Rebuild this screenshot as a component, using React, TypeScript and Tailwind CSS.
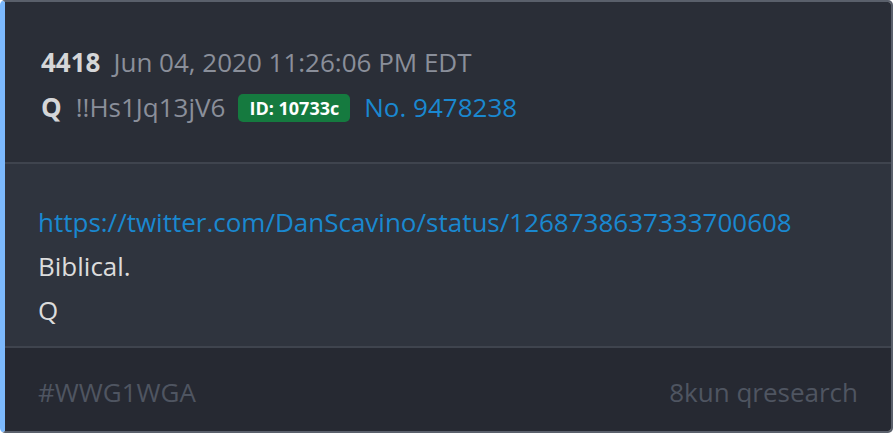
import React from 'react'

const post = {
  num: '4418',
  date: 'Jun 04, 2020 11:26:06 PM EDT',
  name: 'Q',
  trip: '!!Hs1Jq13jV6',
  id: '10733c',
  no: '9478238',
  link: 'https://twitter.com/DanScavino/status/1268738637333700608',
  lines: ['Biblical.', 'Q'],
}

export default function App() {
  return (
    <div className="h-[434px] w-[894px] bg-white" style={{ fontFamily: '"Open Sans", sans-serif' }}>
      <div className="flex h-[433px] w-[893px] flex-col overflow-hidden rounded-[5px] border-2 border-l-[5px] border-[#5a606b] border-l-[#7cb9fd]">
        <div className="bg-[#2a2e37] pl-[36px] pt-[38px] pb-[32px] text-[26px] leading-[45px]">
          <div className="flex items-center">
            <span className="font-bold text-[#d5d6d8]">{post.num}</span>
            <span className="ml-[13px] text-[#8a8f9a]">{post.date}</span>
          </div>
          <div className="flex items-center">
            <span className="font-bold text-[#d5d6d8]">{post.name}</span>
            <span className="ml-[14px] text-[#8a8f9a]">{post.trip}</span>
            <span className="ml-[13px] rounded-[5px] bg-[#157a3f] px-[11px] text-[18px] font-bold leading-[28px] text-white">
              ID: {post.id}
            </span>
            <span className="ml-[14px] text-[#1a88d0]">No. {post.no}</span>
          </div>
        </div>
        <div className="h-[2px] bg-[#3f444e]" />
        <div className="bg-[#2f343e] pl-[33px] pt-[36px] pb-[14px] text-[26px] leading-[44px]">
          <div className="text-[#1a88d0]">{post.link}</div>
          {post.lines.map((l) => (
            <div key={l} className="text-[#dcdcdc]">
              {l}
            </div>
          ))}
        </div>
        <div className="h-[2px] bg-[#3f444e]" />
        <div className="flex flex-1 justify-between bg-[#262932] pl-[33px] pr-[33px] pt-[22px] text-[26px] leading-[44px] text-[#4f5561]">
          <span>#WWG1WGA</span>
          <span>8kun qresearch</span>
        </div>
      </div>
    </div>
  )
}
- - - -
• What is asked: Please transcribe the material above exactly as written. Leave the pictures out.

• Exercise answer:
Rebuild this screenshot as a component, using React, TypeScript and Tailwind CSS.
import React from 'react'

const post = {
  num: '4418',
  date: 'Jun 04, 2020 11:26:06 PM EDT',
  name: 'Q',
  trip: '!!Hs1Jq13jV6',
  id: '10733c',
  no: '9478238',
  link: 'https://twitter.com/DanScavino/status/1268738637333700608',
  lines: ['Biblical.', 'Q'],
}

export default function App() {
  return (
    <div className="h-[434px] w-[894px] bg-white" style={{ fontFamily: '"Open Sans", sans-serif' }}>
      <div className="flex h-[433px] w-[893px] flex-col overflow-hidden rounded-[5px] border-2 border-l-[5px] border-[#5a606b] border-l-[#7cb9fd]">
        <div className="bg-[#2a2e37] pl-[36px] pt-[38px] pb-[32px] text-[26px] leading-[45px]">
          <div className="flex items-center">
            <span className="font-bold text-[#d5d6d8]">{post.num}</span>
            <span className="ml-[13px] text-[#8a8f9a]">{post.date}</span>
          </div>
          <div className="flex items-center">
            <span className="font-bold text-[#d5d6d8]">{post.name}</span>
            <span className="ml-[14px] text-[#8a8f9a]">{post.trip}</span>
            <span className="ml-[13px] rounded-[5px] bg-[#157a3f] px-[11px] text-[18px] font-bold leading-[28px] text-white">
              ID: {post.id}
            </span>
            <span className="ml-[14px] text-[#1a88d0]">No. {post.no}</span>
          </div>
        </div>
        <div className="h-[2px] bg-[#3f444e]" />
        <div className="bg-[#2f343e] pl-[33px] pt-[36px] pb-[14px] text-[26px] leading-[44px]">
          <div className="text-[#1a88d0]">{post.link}</div>
          {post.lines.map((l) => (
            <div key={l} className="text-[#dcdcdc]">
              {l}
            </div>
          ))}
        </div>
        <div className="h-[2px] bg-[#3f444e]" />
        <div className="flex flex-1 justify-between bg-[#262932] pl-[33px] pr-[33px] pt-[22px] text-[26px] leading-[44px] text-[#4f5561]">
          <span>#WWG1WGA</span>
          <span>8kun qresearch</span>
        </div>
      </div>
    </div>
  )
}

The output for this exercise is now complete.